The first thing I would do is check the trailer for wasps/bees. As far as training, try walking her over obstacles, especially a pallet with a rubber mat attached to the top. Later you could add sides to simulate walking in to a trailer. Then park the trailer with the doors making up a section of a round pen if you have one available. Send her around the pen and release all pressure when she is near the trailer. Eventually you will keep the pressure on until she puts just her head in, then release. Then one foot and release. Keep it up until she can load herself.


----------



## Smilie (Oct 4, 2010)

Whether you send a horse into a trailer, or lead him in, depends on type of trailer
Stacy is sending her horse into a two horse straight load, which is logical
My trailer is a three horse angle haul, googeneck, no dividers.
I lead my horses in, because they are tied, with safely quick release set up, so it makes zero sense to send them in.
I would forget about loading this horse at the moment. I would spend time having her just stand tied, time getting 100% respect on giving to pressure.
|The obstacle is not the obstacle'
Personally, I have no use for ramps. Horses can step up into trailers just fine
Right now, she has been allowed to develop a phobia with getting into a trailer,so working her away from the trailer, filling holes, makes sense to me
It si surprising as to how,many people think a horse is solid at leading, and they are, as long as you don't ask them to lead where they rather would not
I think I related this story before. We got two mare in to be bred, and one we had bred two years before. They were said to 'just love people',. Well, they did, walking all over them when led, trying to charge ahead,w hen they were going in a direction they wanted to go in.
When it was time for them to go home, the mother had sent her son to pick them up, as he had an interview at the local college.
As I was making supper, I watched out the window as he tried to load those old gals, trying first one, and then the other.
They would lead up tot he trailer, then instead of loading, dragged that young man away.
Finally, I could not stand watching any longer. They obviously had been trailered to our place, and the older mare had been trailered to our place more then once
I went out, took mare number one away from the trailer, ran a stud shank under her chin, and gave her a lesson in leading with respect.
I then attached an ordinary lead shank back on, and she loaded without missing a beat. Ditto for mare number 2
I am not saying this is the right technique all the time, as you have to know the horse, but it does show where a hrose can act like it is afraid to load, learning it can refuse, and then it just snow balls from there, with that trailer then having a bad association, for no real reason beyond the horse recalls some negative association with it
That is why I continue to believe , that you fix the true problem away from the trailer
In over 30 years of raising horses, we never taught horses to load. First time many of those hroses were trailered, was when they went to their first show, trail ride, or were sold. All loaded just fine because they truly led with respect, gave to pressure 100%


----------



## waresbear (Jun 18, 2011)

Okay, now I got my answer, don't haul her in a straight haul trailer, it's brutal on her. To rehabilitate this horse to loading and hauling again, use an open stock trailer and let her ride how she wants. She has to know it won't hurt her. I would get one with a gate that closes the front half from the back half and let her have the front half and don't tie her.


----------



## Smilie (Oct 4, 2010)

waresbear, that video is not the OPs trailer. She states hers is a three horse slant load, very open
I would suggest that if it has dividers, take them ouT!


----------



## waresbear (Jun 18, 2011)

Thanks Smilie, I am getting old and confused, mixing this up with another thread, sheesh. Sorry OP.


----------



## secuono (Jul 6, 2011)

Chevaux said:


> What came to my mind as I was reading is: I don't know what your riding discipline is but is it possible (since this just showed up this year) that she has developed an injury/ailment of some sort that causes pain when she gets in a certain physical position which in your case is part way in the trailer and thus reacts negatively?

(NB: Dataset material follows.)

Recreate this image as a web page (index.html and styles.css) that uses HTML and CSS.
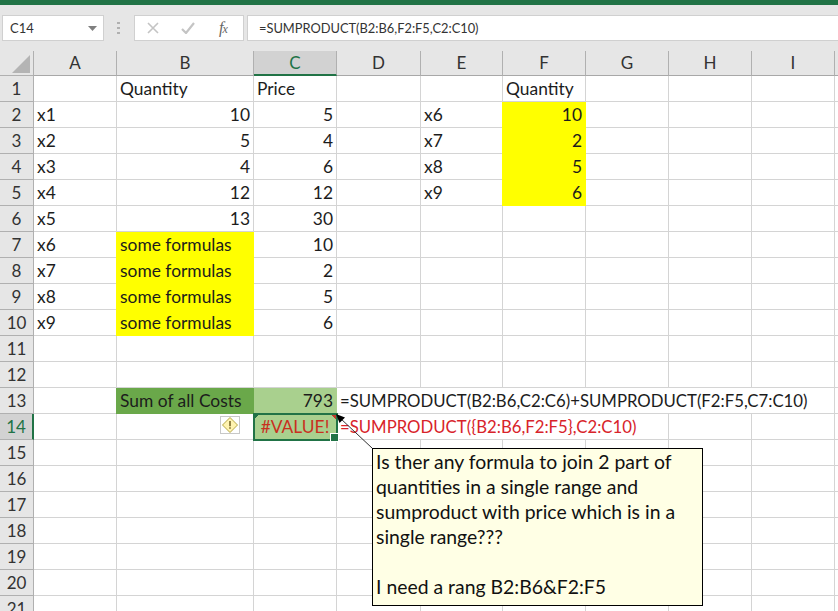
FILE: index.html
```html
<!DOCTYPE html>
<html lang="en">
<head>
<meta charset="utf-8">
<title>SUMPRODUCT</title>
<link rel="stylesheet" href="styles.css">
</head>
<body>
<div class="app">
  <div class="titlebar"></div>
  <div class="formula-bar">
    <div class="name-box"><span>C14</span><svg class="caret" width="9" height="5" viewBox="0 0 9 5"><path d="M0 0h9L4.5 5z" fill="#7f7f7f"/></svg></div>
    <svg class="grip" width="3" height="12" viewBox="0 0 3 12"><path d="M0 0h3v2H0zM0 5h3v2H0zM0 10h3v2H0z" fill="#b0b0b0"/></svg>
    <div class="fx-buttons">
      <svg width="12" height="12" viewBox="0 0 12 12"><path d="M1 1l10 10M11 1L1 11" stroke="#c4c4c4" stroke-width="1.6" fill="none"/></svg>
      <svg width="14" height="12" viewBox="0 0 14 12"><path d="M1 7l4 4 8-10" stroke="#c4c4c4" stroke-width="2.2" fill="none"/></svg>
      <span class="fx">f<span class="fx-x">x</span></span>
    </div>
    <div class="formula-input">=SUMPRODUCT(B2:B6,F2:F5,C2:C10)</div>
  </div>
  <div class="sheet">
    <div class="corner"><svg width="18" height="18" viewBox="0 0 18 18"><path d="M18 0v18H0z" fill="#b4b4b4"/></svg></div>
    <div class="col">A</div><div class="col">B</div><div class="col col-on">C</div><div class="col">D</div><div class="col">E</div><div class="col">F</div><div class="col">G</div><div class="col">H</div><div class="col">I</div><div class="col"></div>

    <div class="row">1</div><div class="c"></div><div class="c">Quantity</div><div class="c">Price</div><div class="c"></div><div class="c"></div><div class="c">Quantity</div><div class="c"></div><div class="c"></div><div class="c"></div><div class="c"></div>
    <div class="row">2</div><div class="c">x1</div><div class="c n">10</div><div class="c n">5</div><div class="c"></div><div class="c">x6</div><div class="c n y">10</div><div class="c"></div><div class="c"></div><div class="c"></div><div class="c"></div>
    <div class="row">3</div><div class="c">x2</div><div class="c n">5</div><div class="c n">4</div><div class="c"></div><div class="c">x7</div><div class="c n y">2</div><div class="c"></div><div class="c"></div><div class="c"></div><div class="c"></div>
    <div class="row">4</div><div class="c">x3</div><div class="c n">4</div><div class="c n">6</div><div class="c"></div><div class="c">x8</div><div class="c n y">5</div><div class="c"></div><div class="c"></div><div class="c"></div><div class="c"></div>
    <div class="row">5</div><div class="c">x4</div><div class="c n">12</div><div class="c n">12</div><div class="c"></div><div class="c">x9</div><div class="c n y">6</div><div class="c"></div><div class="c"></div><div class="c"></div><div class="c"></div>
    <div class="row">6</div><div class="c">x5</div><div class="c n">13</div><div class="c n">30</div><div class="c"></div><div class="c"></div><div class="c"></div><div class="c"></div><div class="c"></div><div class="c"></div><div class="c"></div>
    <div class="row">7</div><div class="c">x6</div><div class="c y">some formulas</div><div class="c n">10</div><div class="c"></div><div class="c"></div><div class="c"></div><div class="c"></div><div class="c"></div><div class="c"></div><div class="c"></div>
    <div class="row">8</div><div class="c">x7</div><div class="c y">some formulas</div><div class="c n">2</div><div class="c"></div><div class="c"></div><div class="c"></div><div class="c"></div><div class="c"></div><div class="c"></div><div class="c"></div>
    <div class="row">9</div><div class="c">x8</div><div class="c y">some formulas</div><div class="c n">5</div><div class="c"></div><div class="c"></div><div class="c"></div><div class="c"></div><div class="c"></div><div class="c"></div><div class="c"></div>
    <div class="row">10</div><div class="c">x9</div><div class="c y">some formulas</div><div class="c n">6</div><div class="c"></div><div class="c"></div><div class="c"></div><div class="c"></div><div class="c"></div><div class="c"></div><div class="c"></div>
    <div class="row">11</div><div class="c"></div><div class="c"></div><div class="c"></div><div class="c"></div><div class="c"></div><div class="c"></div><div class="c"></div><div class="c"></div><div class="c"></div><div class="c"></div>
    <div class="row">12</div><div class="c"></div><div class="c"></div><div class="c"></div><div class="c"></div><div class="c"></div><div class="c"></div><div class="c"></div><div class="c"></div><div class="c"></div><div class="c"></div>
    <div class="row">13</div><div class="c"></div><div class="c g1">Sum of all Costs</div><div class="c n g2">793</div><div class="c span6 formula">=SUMPRODUCT(B2:B6,C2:C6)+SUMPRODUCT(F2:F5,C7:C10)</div><div class="c"></div>
    <div class="row row-on">14</div><div class="c"></div><div class="c err-host"><span class="err-tag"><svg width="18" height="18" viewBox="0 0 18 18"><path d="M9 1.5l7.5 7.5-7.5 7.5L1.5 9z" fill="#fff3b0" stroke="#b5a642"/><path d="M8.2 5h1.6v5.2H8.2zM8.2 11.2h1.6v1.6H8.2z" fill="#7a6a2a"/></svg></span></div><div class="c active">#VALUE!</div><div class="c span4 formula red">=SUMPRODUCT({B2:B6,F2:F5},C2:C10)</div><div class="c"></div><div class="c"></div><div class="c"></div>
    <div class="row">15</div><div class="c"></div><div class="c"></div><div class="c"></div><div class="c"></div><div class="c"></div><div class="c"></div><div class="c"></div><div class="c"></div><div class="c"></div><div class="c"></div>
    <div class="row">16</div><div class="c"></div><div class="c"></div><div class="c"></div><div class="c"></div><div class="c"></div><div class="c"></div><div class="c"></div><div class="c"></div><div class="c"></div><div class="c"></div>
    <div class="row">17</div><div class="c"></div><div class="c"></div><div class="c"></div><div class="c"></div><div class="c"></div><div class="c"></div><div class="c"></div><div class="c"></div><div class="c"></div><div class="c"></div>
    <div class="row">18</div><div class="c"></div><div class="c"></div><div class="c"></div><div class="c"></div><div class="c"></div><div class="c"></div><div class="c"></div><div class="c"></div><div class="c"></div><div class="c"></div>
    <div class="row">19</div><div class="c"></div><div class="c"></div><div class="c"></div><div class="c"></div><div class="c"></div><div class="c"></div><div class="c"></div><div class="c"></div><div class="c"></div><div class="c"></div>
    <div class="row">20</div><div class="c"></div><div class="c"></div><div class="c"></div><div class="c"></div><div class="c"></div><div class="c"></div><div class="c"></div><div class="c"></div><div class="c"></div><div class="c"></div>
    <div class="row">21</div><div class="c"></div><div class="c"></div><div class="c"></div><div class="c"></div><div class="c"></div><div class="c"></div><div class="c"></div><div class="c"></div><div class="c"></div><div class="c"></div>
  </div>
  <svg class="leader" width="40" height="40" viewBox="0 0 40 40"><path d="M4 4l32 30" stroke="#333" stroke-width="1" fill="none"/><path d="M0 0l9 3.5-5.5 5.5z" fill="#000"/></svg>
  <div class="note">Is ther any formula to join 2 part of quantities in a single range and sumproduct with price which is in a single range???<br><br>I need a rang B2:B6&amp;F2:F5</div>
</div>
</body>
</html>
```
FILE: styles.css
```css
* { box-sizing: border-box; }
html, body { margin: 0; height: 100%; overflow: hidden; }
body { background: #fff; font-family: "Lato", "Liberation Sans", sans-serif; color: #1c1c1c; }
.app { position: relative; width: 838px; height: 611px; overflow: hidden; background: #fff; }
.titlebar { height: 5px; background: #217346; }
.formula-bar { height: 46px; background: #e6e6e6; display: flex; align-items: flex-start; padding: 10px 0 0 2px; }
.name-box { width: 102px; height: 26px; background: #fff; border: 1px solid #d0d0d0; display: flex; align-items: center; justify-content: space-between; padding: 0 6px 0 7px; font-size: 13px; color: #333; }
.grip { margin: 7px 0 0 13px; }
.fx-buttons { width: 110px; height: 26px; margin-left: 14px; background: #fff; border: 1px solid #d0d0d0; display: flex; align-items: center; gap: 22px; padding-left: 12px; }
.fx { font-family: "Liberation Serif", serif; font-style: italic; font-size: 16px; color: #666; margin-left: 2px; }
.fx-x { font-size: 12px; margin-left: -1px; }
.formula-input { width: 591px; height: 26px; margin-left: 3px; background: #fff; border: 1px solid #d0d0d0; border-right: 0; line-height: 25px; padding-left: 11px; font-size: 12.85px; color: #333; white-space: nowrap; }
.sheet { display: grid; grid-template-columns: 34px 83px 137px 83px 84px 82px 83px 83px 83px 83px 83px; grid-template-rows: 25px; grid-auto-rows: 26px; }
.corner { background: #e6e6e6; border-right: 1px solid #b0b0b0; border-bottom: 1px solid #b0b0b0; display: flex; justify-content: flex-end; align-items: flex-end; padding: 0 3px 2px 0; }
.col { background: #e6e6e6; border-right: 1px solid #b0b0b0; border-bottom: 1px solid #a8a8a8; text-align: center; font-size: 17px; line-height: 24px; color: #333; }
.col-on { background: #d2d2d2; color: #217346; border-bottom: 2px solid #217346; }
.row { background: #e6e6e6; border-right: 1px solid #b0b0b0; border-bottom: 1px solid #b0b0b0; text-align: center; font-size: 17px; line-height: 25px; color: #333; }
.row-on { background: #d2d2d2; color: #217346; border-right: 2px solid #217346; }
.c { border-right: 1px solid #d4d4d4; border-bottom: 1px solid #d4d4d4; font-size: 17.4px; line-height: 25px; padding: 0 3px; white-space: nowrap; min-width: 0; }
.n { text-align: right; }
.y { background: #ffff00; border-color: #ffff00; margin-left: -1px; }
.g1 { background: #6aa84a; border-color: #6aa84a; margin-left: -1px; padding-left: 4px; }
.y:not(.n) { padding-left: 4px; }
.g2 { background: #a9d08e; border-color: #a9d08e; }
.formula { font-size: 16.75px; }
.span6 { grid-column: span 6; }
.span4 { grid-column: span 4; }
.red { color: #d8232a; }
.err-host { position: relative; }
.err-tag { position: absolute; right: 13px; top: 2px; width: 20px; height: 18px; background: #fff; border: 1px solid #c8c8c8; display: flex; align-items: center; justify-content: center; }
.active { background: linear-gradient(135deg, #217346 4px, transparent 4px), linear-gradient(225deg, #c0392b 4px, transparent 4px), #a9d08e; color: #c9301f; text-align: center; outline: 2px solid #217346; outline-offset: -1px; position: relative; }
.active::after { content: ""; position: absolute; right: -3px; bottom: -3px; width: 7px; height: 7px; background: #217346; border: 1px solid #fff; }
.leader { position: absolute; left: 336px; top: 414px; }
.note { position: absolute; left: 372px; top: 448px; width: 331px; height: 158px; background: #ffffe5; border: 1px solid #000; padding: 0 3px; font-size: 19.4px; line-height: 25px; color: #111; }
```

I was wondering the same thing.

OP, can you build a raised platform that is trailer high and wide+long enough for her to stand on? I'm thinking the act of lifting those back legs might give her pain somewhere. The platform might help rule out some things or give a safer place to practice.


----------



## Smilie (Oct 4, 2010)

iT sounds like the horse rears, then runs out backwards, thus putting weight on the rear .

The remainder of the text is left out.